I don’t actually want to talk about dataviz here, I want to talk about the data that is visualized. I routinely see graphs that are not (necessarily) bad as misleading graphs, but is bad data to be presented in a graph. There are plenty of examples of unreasonably constrained axes, or simply incorrect bar heights — but that’s not the problem for today.
Today, I want to give an example of data that is displayed as if the information is comparable, when it isn’t – like dollars and scores, or percentage improvement versus totals. What do I mean? I have a great example!
This graph is a masterpiece of the errors I am talking about. And it seems the very recently deceased Dr. Coulson is being maligned by a wiki article on Cato attributing this graph to him. (At the very least, the original seems to have kept dollars and percentages separate.) This graph tries hard to make incomparable data comparable, by displaying percentage change of a variety of incomparable datasets — which is better than showing the comparable raw data, right?
Well, no. At least not here. But why are they incomparable?
First, we have NAEP scores, which are inconsistently measured over the time period; the meaning of the metric changed repeatedly over the time period displayed, as academic standards have been altered to reflect the changing abilities and needs of students.
They are also scores, and as I’m sure everyone is aware, the difference between a 1300 and an 1400 on the SAT is much smaller than the difference between a 1500 and a 1600. Percentage improvements on these tests are not a great comparison. They are also a range-bound number; the scores are in the range 0–500, so that doubling the math scores is not only not linear, but in most cases literally impossible; it’s already around 300.
Next, the basis for all of these numbers is non-constant, in an interesting way. The chart presents enrollment as a total, but ignores the changing demographic mix — and no, this isn’t about the soft bigotry of low expectations, it’s about the expanding school population. Expanding? Yes — because the number is constant, but the total is shrinking. (Chart by Bill McBride)
The 1970s were the height of the baby boom — and the percentage of people who were going to school was still on an upwards trend;
The totals were flat, but the demographic split wasn’t, and the percentage of low achievers, who are the least likely to attend, is increasing. And the demographic composition of schools matters. But I won’t get into divergent birth rates and similar demographic issues any further for now.

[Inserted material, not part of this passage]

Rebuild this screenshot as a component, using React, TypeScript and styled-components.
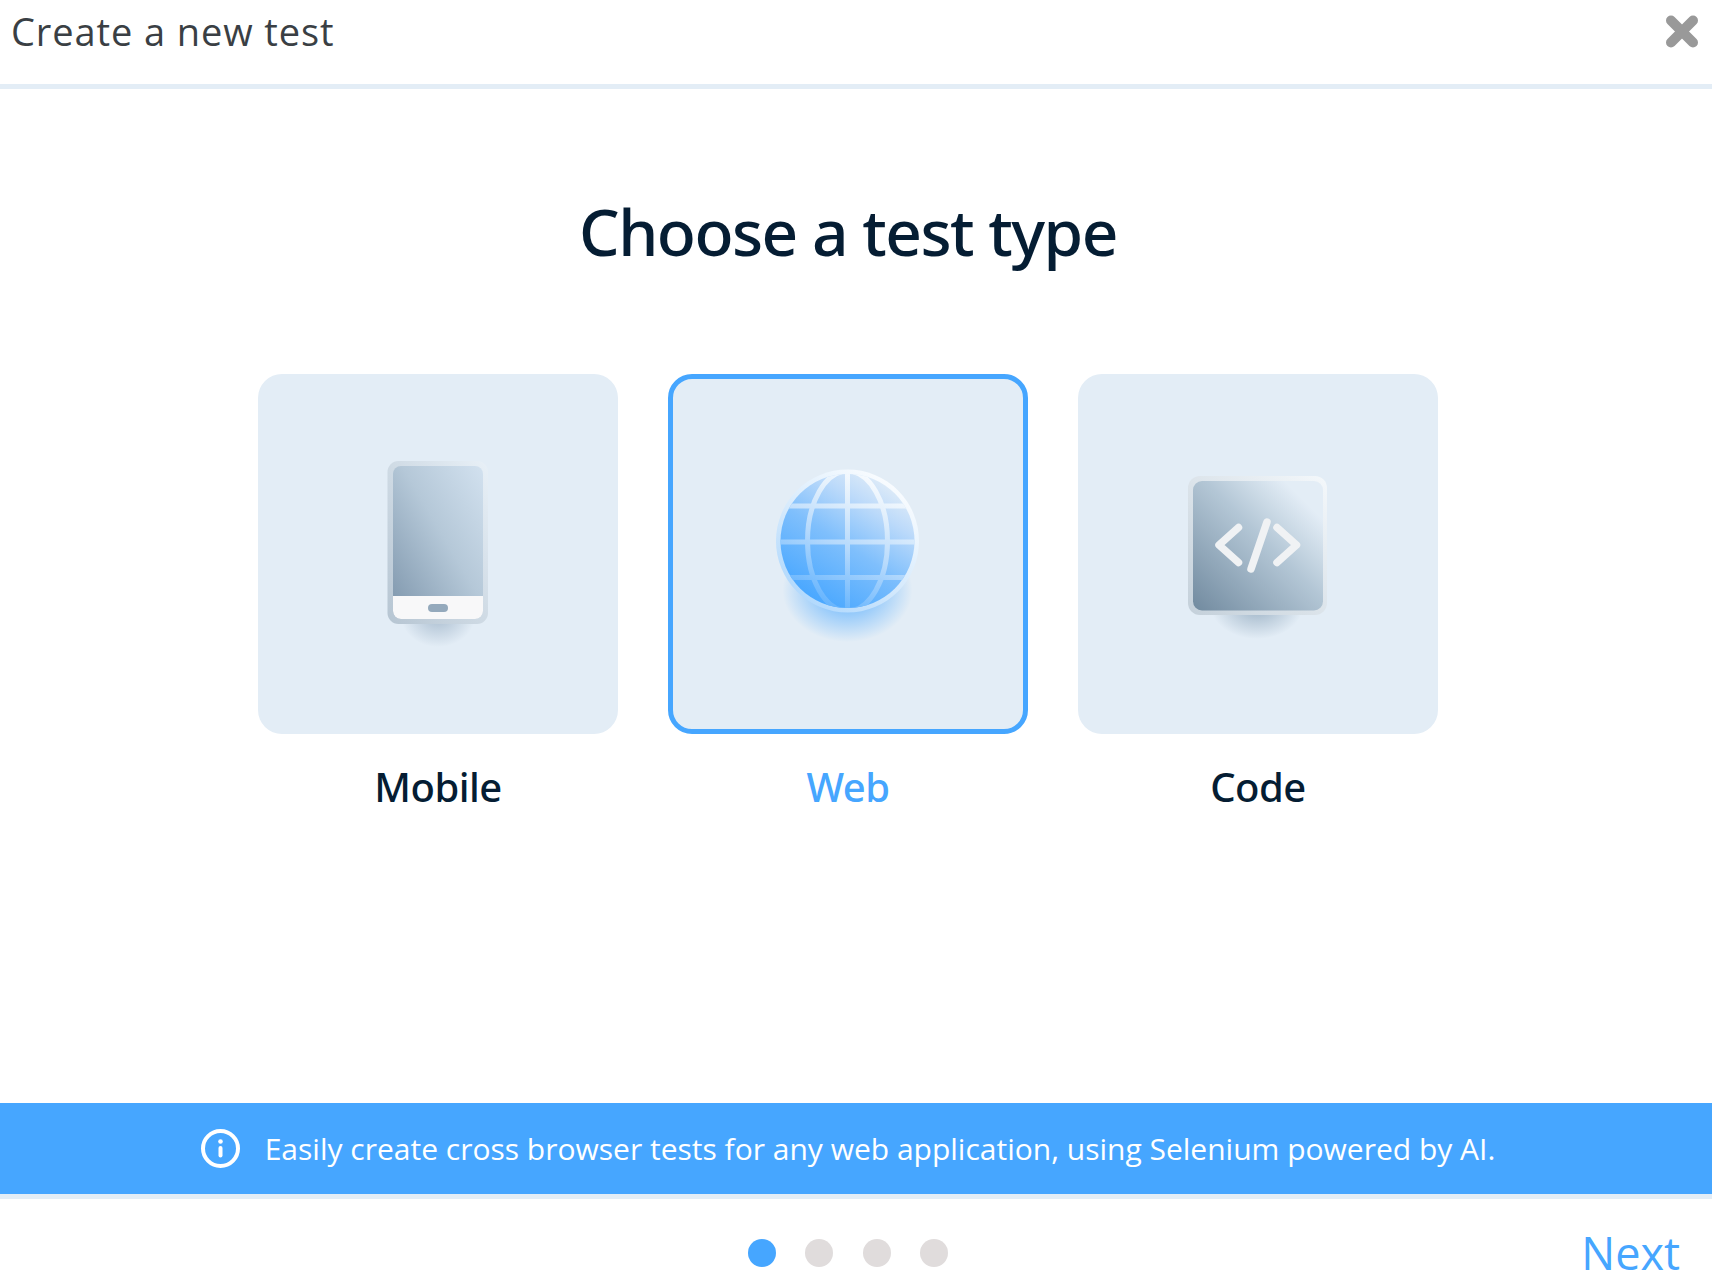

But what about cost? I mean, clearly that can’t be deceptive — we’re spending more, because we keep hiring more teachers, like the chart seems to show! But we aren’t —teachers only increased by 50% in that time, not nearly 100%. But the chart isn’t wrong — they’re hiring more staff (largely to deal with regulations, as I’m sure Cato would agree.)
And this also explains why total cost went up — we have way more non-teacher staff, many of whom are much more expensive. We’re also neglecting the fact that the country is richer, and as a share of GDP, we’re way behind, because we pay teachers the same amount, but the economy as a whole grew. But that’s a different issue.
So yes, we can show a bunch of numbers correctly on a chart, but it won’t mean what it looks like if we’re sloppy — or purposefully misleading.